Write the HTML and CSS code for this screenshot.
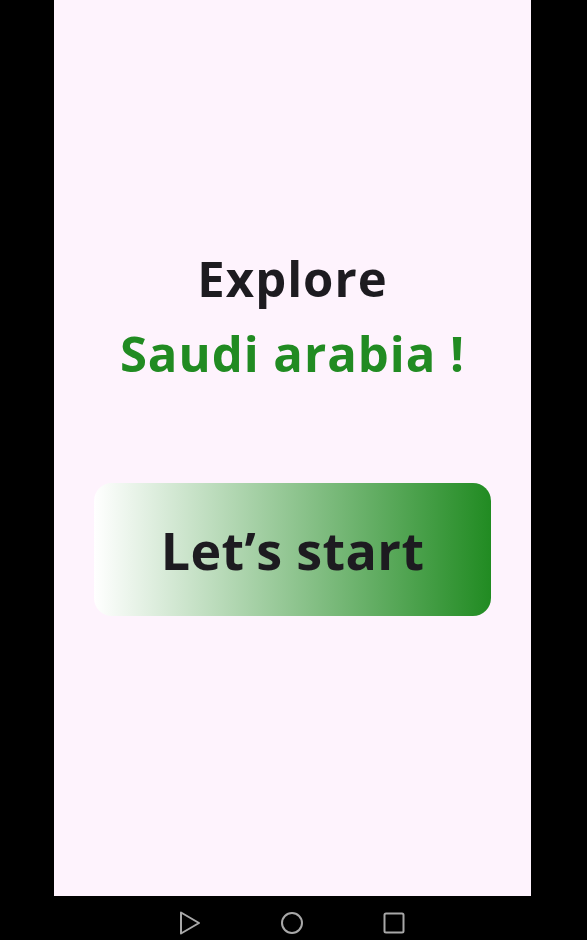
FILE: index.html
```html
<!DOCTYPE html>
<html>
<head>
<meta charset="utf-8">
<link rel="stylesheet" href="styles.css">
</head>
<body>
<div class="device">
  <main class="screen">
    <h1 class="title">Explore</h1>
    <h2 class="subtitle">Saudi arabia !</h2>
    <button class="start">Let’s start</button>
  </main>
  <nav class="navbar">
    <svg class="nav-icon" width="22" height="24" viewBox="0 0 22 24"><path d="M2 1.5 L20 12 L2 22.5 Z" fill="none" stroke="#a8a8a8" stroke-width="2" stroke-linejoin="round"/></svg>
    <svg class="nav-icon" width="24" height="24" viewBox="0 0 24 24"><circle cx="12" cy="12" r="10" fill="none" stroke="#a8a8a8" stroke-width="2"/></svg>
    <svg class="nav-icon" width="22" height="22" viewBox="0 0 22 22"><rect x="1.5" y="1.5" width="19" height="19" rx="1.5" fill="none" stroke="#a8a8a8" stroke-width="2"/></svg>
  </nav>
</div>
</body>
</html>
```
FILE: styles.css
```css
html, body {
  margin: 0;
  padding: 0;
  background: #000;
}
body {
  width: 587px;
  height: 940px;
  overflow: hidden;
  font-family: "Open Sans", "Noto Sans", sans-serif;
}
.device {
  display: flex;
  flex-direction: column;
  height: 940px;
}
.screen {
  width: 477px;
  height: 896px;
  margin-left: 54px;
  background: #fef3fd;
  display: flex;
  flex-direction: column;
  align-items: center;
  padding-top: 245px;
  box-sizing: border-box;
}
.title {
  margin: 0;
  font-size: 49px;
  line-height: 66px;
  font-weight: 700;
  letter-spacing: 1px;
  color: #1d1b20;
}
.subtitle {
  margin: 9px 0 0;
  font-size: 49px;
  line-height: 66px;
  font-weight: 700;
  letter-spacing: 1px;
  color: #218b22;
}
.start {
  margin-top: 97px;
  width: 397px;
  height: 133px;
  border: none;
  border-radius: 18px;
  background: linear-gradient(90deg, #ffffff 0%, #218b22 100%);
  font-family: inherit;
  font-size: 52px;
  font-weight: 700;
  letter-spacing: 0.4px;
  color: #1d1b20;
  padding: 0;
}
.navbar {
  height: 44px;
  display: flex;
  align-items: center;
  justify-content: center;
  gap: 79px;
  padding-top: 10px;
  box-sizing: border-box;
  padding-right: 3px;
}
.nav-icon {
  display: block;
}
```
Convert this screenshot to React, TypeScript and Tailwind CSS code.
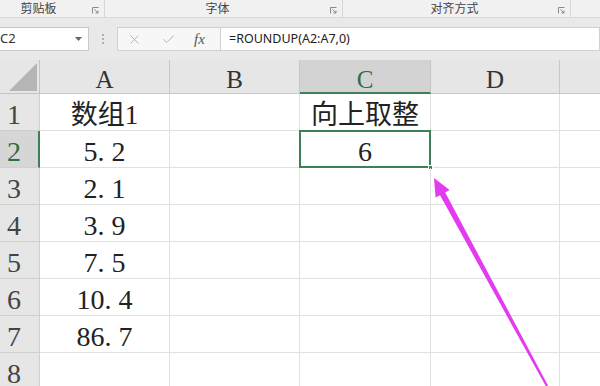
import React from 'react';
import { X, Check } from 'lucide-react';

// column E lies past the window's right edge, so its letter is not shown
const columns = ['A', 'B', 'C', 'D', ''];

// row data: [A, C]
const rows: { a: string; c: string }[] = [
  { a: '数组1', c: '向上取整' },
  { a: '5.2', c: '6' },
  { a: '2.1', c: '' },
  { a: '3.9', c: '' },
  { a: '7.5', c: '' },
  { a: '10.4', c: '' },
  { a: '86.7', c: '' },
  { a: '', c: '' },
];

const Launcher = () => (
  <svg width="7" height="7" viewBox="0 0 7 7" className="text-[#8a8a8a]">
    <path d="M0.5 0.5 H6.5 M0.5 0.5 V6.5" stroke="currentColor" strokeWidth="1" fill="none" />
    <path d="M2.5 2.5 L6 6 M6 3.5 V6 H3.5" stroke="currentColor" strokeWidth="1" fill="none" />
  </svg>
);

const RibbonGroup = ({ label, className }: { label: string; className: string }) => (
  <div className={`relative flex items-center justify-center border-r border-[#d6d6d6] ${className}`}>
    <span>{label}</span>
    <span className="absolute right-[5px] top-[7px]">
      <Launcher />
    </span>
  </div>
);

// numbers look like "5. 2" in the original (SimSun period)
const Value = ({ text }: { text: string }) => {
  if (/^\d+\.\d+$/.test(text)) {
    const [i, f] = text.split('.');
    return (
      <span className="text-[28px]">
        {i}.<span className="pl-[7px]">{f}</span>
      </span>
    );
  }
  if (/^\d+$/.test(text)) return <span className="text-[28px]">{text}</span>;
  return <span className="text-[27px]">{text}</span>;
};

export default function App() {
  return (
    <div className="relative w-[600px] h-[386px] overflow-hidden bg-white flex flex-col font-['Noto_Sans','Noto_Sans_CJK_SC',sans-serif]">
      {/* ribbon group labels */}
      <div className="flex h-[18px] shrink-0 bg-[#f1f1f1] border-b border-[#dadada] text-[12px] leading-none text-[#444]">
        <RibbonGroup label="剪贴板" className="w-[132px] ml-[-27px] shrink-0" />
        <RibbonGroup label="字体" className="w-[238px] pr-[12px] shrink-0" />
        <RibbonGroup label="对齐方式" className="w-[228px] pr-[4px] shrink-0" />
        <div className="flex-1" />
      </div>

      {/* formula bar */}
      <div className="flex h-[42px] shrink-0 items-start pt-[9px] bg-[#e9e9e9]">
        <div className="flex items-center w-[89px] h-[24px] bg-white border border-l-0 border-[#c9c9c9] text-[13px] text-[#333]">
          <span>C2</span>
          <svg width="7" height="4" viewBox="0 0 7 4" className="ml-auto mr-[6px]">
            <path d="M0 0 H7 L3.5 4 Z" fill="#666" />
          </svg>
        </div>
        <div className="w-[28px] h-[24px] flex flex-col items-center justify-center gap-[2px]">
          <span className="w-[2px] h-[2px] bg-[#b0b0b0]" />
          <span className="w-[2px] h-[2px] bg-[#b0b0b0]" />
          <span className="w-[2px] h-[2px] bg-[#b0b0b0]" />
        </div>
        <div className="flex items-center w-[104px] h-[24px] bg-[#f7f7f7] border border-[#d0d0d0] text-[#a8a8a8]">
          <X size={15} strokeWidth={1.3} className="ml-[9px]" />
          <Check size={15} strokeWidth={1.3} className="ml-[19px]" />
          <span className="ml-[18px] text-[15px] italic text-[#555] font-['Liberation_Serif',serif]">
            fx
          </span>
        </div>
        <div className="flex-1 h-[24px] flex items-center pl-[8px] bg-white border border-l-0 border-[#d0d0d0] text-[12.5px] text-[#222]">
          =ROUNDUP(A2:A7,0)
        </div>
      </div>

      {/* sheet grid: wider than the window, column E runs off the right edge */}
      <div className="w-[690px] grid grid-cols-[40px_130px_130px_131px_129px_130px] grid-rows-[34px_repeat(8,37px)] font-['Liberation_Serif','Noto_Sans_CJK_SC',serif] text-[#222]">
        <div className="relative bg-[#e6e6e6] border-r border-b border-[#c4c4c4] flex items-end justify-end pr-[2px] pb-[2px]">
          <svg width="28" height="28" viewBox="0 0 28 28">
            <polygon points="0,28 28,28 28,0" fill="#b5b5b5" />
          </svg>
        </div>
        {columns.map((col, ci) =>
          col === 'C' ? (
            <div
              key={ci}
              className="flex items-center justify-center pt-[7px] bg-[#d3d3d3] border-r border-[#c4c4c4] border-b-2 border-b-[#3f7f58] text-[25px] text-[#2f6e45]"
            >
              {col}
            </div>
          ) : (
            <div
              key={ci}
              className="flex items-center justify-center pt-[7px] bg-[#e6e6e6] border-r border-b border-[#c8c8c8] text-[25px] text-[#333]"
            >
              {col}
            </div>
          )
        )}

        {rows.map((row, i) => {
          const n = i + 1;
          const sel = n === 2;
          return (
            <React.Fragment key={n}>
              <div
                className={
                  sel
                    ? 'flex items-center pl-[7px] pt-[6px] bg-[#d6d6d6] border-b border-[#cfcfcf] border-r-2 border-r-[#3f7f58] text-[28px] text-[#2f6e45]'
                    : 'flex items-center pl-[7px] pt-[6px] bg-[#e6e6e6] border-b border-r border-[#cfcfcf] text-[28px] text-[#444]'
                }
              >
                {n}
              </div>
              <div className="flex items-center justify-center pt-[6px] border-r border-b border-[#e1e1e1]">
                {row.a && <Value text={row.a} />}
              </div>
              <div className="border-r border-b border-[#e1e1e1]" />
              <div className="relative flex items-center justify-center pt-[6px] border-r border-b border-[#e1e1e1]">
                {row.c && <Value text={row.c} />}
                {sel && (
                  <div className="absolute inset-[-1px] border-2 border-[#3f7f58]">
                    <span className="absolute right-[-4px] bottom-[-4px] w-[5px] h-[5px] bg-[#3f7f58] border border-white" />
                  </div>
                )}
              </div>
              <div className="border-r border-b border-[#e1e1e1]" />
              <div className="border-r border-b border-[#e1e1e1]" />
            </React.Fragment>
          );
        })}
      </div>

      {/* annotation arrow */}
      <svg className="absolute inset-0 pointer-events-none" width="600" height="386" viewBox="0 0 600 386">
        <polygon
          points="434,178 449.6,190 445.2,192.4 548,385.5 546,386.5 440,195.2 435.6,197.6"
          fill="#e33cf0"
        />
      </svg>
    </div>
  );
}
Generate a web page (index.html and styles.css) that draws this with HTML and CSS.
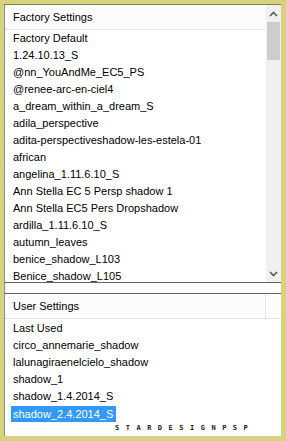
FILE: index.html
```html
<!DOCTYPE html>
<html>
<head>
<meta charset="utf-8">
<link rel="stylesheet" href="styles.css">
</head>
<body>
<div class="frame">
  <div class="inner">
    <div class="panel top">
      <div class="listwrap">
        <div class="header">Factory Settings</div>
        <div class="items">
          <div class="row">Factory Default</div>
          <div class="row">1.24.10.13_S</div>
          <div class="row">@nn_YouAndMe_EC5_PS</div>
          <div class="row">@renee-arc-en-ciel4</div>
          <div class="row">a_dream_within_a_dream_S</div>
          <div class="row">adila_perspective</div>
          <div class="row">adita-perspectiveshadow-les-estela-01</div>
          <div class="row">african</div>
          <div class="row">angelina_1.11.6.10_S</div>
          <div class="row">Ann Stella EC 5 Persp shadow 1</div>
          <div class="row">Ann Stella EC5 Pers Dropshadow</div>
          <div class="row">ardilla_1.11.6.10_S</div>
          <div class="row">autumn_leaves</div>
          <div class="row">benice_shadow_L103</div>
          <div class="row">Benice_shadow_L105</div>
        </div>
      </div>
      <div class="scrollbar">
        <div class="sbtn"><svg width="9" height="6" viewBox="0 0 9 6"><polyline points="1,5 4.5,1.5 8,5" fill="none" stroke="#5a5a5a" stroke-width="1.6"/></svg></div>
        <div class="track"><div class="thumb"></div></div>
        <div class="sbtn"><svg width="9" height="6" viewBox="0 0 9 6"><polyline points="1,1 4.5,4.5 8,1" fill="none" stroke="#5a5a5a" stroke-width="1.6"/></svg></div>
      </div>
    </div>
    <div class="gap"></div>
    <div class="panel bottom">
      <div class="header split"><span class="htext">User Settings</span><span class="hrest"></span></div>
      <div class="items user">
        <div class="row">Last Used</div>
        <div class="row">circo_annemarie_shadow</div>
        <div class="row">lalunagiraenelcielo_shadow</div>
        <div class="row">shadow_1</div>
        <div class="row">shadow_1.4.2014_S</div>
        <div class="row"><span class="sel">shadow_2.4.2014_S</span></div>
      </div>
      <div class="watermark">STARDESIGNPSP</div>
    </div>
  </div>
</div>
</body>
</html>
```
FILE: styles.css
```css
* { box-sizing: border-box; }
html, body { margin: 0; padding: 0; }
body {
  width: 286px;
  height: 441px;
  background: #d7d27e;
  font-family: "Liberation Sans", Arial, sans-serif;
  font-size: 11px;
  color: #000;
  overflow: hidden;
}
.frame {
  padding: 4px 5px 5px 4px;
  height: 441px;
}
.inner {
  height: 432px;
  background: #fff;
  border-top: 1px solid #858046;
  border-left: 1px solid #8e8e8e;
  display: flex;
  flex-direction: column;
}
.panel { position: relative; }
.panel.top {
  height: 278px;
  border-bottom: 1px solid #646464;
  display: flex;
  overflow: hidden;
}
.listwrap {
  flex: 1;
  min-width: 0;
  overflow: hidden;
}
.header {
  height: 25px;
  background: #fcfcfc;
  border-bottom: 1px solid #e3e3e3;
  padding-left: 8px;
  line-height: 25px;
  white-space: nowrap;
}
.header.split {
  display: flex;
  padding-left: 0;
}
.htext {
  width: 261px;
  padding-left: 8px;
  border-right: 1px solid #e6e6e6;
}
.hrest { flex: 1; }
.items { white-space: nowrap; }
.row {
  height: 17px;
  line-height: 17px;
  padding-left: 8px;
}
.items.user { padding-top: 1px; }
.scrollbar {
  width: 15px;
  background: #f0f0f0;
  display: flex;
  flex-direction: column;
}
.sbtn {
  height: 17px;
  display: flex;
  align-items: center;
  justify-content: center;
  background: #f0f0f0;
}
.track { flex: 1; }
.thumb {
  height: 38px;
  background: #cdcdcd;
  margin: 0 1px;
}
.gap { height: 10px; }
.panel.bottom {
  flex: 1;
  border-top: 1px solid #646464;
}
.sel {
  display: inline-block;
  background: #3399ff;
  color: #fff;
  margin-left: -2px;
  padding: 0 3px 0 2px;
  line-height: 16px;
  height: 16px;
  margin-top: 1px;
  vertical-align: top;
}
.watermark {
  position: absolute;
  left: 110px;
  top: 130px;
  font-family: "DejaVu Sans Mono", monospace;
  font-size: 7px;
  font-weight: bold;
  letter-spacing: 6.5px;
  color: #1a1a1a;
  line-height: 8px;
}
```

» **Goal of the exercise**
Give again, word for word, the lines from the one that contains "Convert this screenshot" to the one that contains "const columns = ['A', 'B', 'C', 'D', ''];", both included. Omit the pictures.

» **Finished task**
Convert this screenshot to React, TypeScript and Tailwind CSS code.
import React from 'react';
import { X, Check } from 'lucide-react';

// column E lies past the window's right edge, so its letter is not shown
const columns = ['A', 'B', 'C', 'D', ''];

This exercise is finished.